Perusahaan mengakui belum mengantongi sertifikat halal dan baru menjalankan proses sertifikasi. Pakar perlindungan konsumen Universitas Airlangga (Unair) Dian Purnama Anugerah mengatakan, Mixue tengah melakukan proses sertifikasi halal bersama salah satu lembaga berwenang yang ada di Tiongkok, yaitu Shanghai Al-Amin.
"Karena lokasinya tidak di Indonesia, pihak Mixue menggunakan konsultan Shanghai Al-Amin. Dimana Shanghai Al-Amin ini menjadi lembaga pemeriksa halal yang sudah terdaftar oleh Lembaga Pengkajian Pangan, Obat-obatan, dan Kosmetika Majelis Ulama Indonesia (LPPOM MUI). Jadi, hasil pemeriksaan Shanghai Al-Amin sudah bisa diakui oleh lembaga pemeriksa halal di Indonesia," kata dia, Selasa (24/1/2023).

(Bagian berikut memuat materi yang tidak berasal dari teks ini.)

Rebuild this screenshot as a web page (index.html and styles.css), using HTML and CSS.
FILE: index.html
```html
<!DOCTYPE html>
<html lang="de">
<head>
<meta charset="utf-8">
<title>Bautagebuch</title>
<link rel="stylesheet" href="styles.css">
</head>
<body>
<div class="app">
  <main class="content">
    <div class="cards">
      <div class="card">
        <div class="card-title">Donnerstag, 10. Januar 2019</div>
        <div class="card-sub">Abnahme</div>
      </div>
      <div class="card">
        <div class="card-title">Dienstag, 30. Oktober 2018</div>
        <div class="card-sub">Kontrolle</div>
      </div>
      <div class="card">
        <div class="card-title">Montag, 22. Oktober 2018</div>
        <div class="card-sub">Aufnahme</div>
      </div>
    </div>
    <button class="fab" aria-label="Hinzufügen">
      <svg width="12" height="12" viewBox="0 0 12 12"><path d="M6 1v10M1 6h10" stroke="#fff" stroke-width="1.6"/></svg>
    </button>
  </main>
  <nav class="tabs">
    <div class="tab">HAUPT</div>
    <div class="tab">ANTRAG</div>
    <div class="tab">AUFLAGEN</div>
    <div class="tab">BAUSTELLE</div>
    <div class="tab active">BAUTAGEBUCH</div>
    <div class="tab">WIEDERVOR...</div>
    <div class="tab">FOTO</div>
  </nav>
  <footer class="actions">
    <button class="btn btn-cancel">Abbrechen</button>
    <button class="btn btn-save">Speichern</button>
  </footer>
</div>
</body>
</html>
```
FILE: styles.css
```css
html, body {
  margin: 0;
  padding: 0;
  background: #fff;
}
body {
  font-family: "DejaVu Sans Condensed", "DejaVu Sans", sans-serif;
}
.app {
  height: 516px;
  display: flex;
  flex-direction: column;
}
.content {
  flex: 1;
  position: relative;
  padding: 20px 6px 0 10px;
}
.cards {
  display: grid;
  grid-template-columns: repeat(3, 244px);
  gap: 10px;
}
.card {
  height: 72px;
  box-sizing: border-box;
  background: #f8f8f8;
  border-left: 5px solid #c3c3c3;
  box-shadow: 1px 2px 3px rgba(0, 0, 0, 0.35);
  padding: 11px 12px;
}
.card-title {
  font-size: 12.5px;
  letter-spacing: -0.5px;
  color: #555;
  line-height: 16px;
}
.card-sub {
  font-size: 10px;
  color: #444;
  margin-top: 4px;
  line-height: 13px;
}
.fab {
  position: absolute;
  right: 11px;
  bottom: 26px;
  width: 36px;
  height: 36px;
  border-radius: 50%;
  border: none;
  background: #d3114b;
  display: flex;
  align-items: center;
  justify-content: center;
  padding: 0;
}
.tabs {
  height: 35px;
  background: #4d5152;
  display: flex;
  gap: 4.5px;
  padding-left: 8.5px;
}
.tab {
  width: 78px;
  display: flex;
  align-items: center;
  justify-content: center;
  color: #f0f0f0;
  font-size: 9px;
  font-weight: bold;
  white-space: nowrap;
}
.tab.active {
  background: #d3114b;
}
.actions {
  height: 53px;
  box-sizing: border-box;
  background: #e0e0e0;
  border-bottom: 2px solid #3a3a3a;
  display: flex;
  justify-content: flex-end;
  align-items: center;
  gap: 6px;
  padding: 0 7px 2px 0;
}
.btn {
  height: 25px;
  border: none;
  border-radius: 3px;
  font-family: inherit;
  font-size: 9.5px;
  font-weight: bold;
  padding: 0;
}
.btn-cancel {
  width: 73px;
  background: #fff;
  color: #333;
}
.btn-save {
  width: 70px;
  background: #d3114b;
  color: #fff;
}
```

Beranjak dari hal itu, Dian mendorong agar pemerintah Indonesia memiliki mutual recognition agreement atau kesepakatan pengakuan bersama untuk proses sertifikasi halal produk impor seiring dengan era globalisasi. Jika sebuah produk impor sudah terjamin halal oleh lembaga berwenang di negara asalnya, maka produk tersebut tidak perlu proses lagi untuk mendapatkan sertifikasi halal di negara ekspornya.
Menurutnya, hal yang diperlukan hanya rekognisi bahwa produk impor tersebut adalah produk yang halal. "Saya tidak tahu apakah Indonesia punya MoU mutual recognition dengan Cina. Apakah di sana punya lembaga semacam MUI atau lembaga sertifikasi halal yang diakui pemerintah kita. Kalau ada MoU, masalah-masalah seperti ini akan lebih cepat untuk pengeluaran sertifikasi halal," ujar Dian.

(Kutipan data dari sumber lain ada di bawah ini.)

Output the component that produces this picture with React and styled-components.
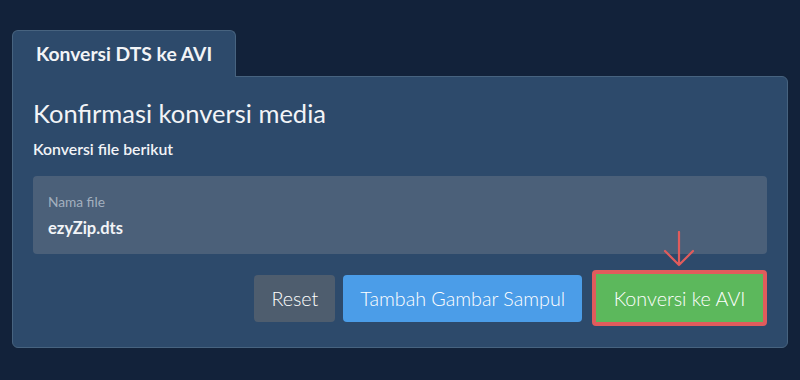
import React from 'react';
import styled, { createGlobalStyle } from 'styled-components';

const Global = createGlobalStyle`
  body {
    margin: 0;
    background: #12223a;
    font-family: Lato, "Open Sans", sans-serif;
    color: #f2f4f7;
  }
`;

const Page = styled.div`
  padding: 30px 12px 0 12px;
  height: 380px;
  box-sizing: border-box;
`;

const Tab = styled.div`
  position: relative;
  z-index: 1;
  width: 224px;
  height: 47px;
  box-sizing: border-box;
  margin-bottom: -1px;
  padding: 11px 0 0 23px;
  background: #2d4a6b;
  border: 1px solid #47637f;
  border-bottom: none;
  border-radius: 6px 6px 0 0;
  font-size: 19.3px;
  font-weight: 700;
`;

const Panel = styled.div`
  background: #2d4a6b;
  border: 1px solid #47637f;
  border-radius: 0 6px 6px 6px;
  padding: 20px 20px 24px 20px;
  height: 272px;
  box-sizing: border-box;
`;

const Title = styled.h1`
  margin: 0;
  font-size: 25.5px;
  font-weight: 400;
  line-height: 32px;
`;

const Subtitle = styled.p`
  margin: 10px 0 0;
  font-size: 15.8px;
  font-weight: 600;
  line-height: 20px;
`;

const FileBox = styled.div`
  margin-top: 17px;
  height: 78px;
  box-sizing: border-box;
  background: #4b6079;
  border-radius: 4px;
  padding: 17px 15px 0;
`;

const Label = styled.div`
  font-size: 13.7px;
  color: #a3b0bf;
  line-height: 18px;
`;

const FileName = styled.div`
  margin-top: 7px;
  font-size: 16.5px;
  font-weight: 700;
  line-height: 20px;
`;

const Actions = styled.div`
  display: flex;
  justify-content: flex-end;
  align-items: center;
  gap: 8px;
  margin-top: 16px;
`;

const colors = {
  gray: '#4e5d6e',
  blue: '#4b9de8',
  green: '#5cb85c',
};

const Button = styled.button`
  font-family: inherit;
  font-size: 19.7px;
  font-weight: 300;
  color: #fff;
  background: ${({ tone }) => colors[tone]};
  border: ${({ highlight }) => (highlight ? '4px solid #e05c5c' : 'none')};
  border-radius: 4px;
  height: ${({ highlight }) => (highlight ? '56px' : '47px')};
  padding: 0 ${({ highlight }) => (highlight ? '17.5px' : '17px')};
  margin-left: ${({ highlight }) => (highlight ? '2px' : '0')};
  cursor: pointer;
`;

const HighlightWrap = styled.div`
  position: relative;
`;

const Arrow = styled.svg`
  position: absolute;
  left: 50%;
  top: -39px;
  transform: translateX(-50%);
`;

export default function App() {
  return (
    <>
      <Global />
      <Page>
        <Tab>Konversi DTS ke AVI</Tab>
        <Panel>
          <Title>Konfirmasi konversi media</Title>
          <Subtitle>Konversi file berikut</Subtitle>
          <FileBox>
            <Label>Nama file</Label>
            <FileName>ezyZip.dts</FileName>
          </FileBox>
          <Actions>
            <Button tone="gray">Reset</Button>
            <Button tone="blue">Tambah Gambar Sampul</Button>
            <HighlightWrap>
              <Arrow width="32" height="36" viewBox="0 0 32 36" fill="none">
                <path d="M16 1V34M2 20L16 34L30 20" stroke="#e05c5c" strokeWidth="2.2" strokeLinecap="round" strokeLinejoin="round" />
              </Arrow>
              <Button tone="green" highlight>Konversi ke AVI</Button>
            </HighlightWrap>
          </Actions>
        </Panel>
      </Page>
    </>
  );
}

Dian menyampaikan, proses sertifikasi halal memerlukan pemeriksaan yang tidak hanya subscene atau halal, tetapi juga cara atau proses pembuatan. Oleh karena itu, halal akan selalu bersamaan dengan tayib. Jika bahannya halal, tetapi prosesnya tidak tayib, maka sertifikasi halal tidak dapat dikeluarkan.
“Kalau kita lihat, bahan baku Mixue dan pabriknya ada di Tiongkok sana. Inilah yang menjadi problem menurut saya. Lembaga pemeriksa halal secara otomatis tidak hanya memeriksa bahan baku, tapi juga bagaimana bahan baku itu diproduksi di negara asalnya," kata Dian.
Dian pun mengaku mendapat informasi terkait bahan baku Mixue yang tidak diproduksi di satu kota saja, tapi diproduksi di beberapa kota. Hal ini juga yang membuat proses sertifikasi halal Mixue menjadi agak lama, karena tim audit harus memeriksa satu per satu di setiap daerah.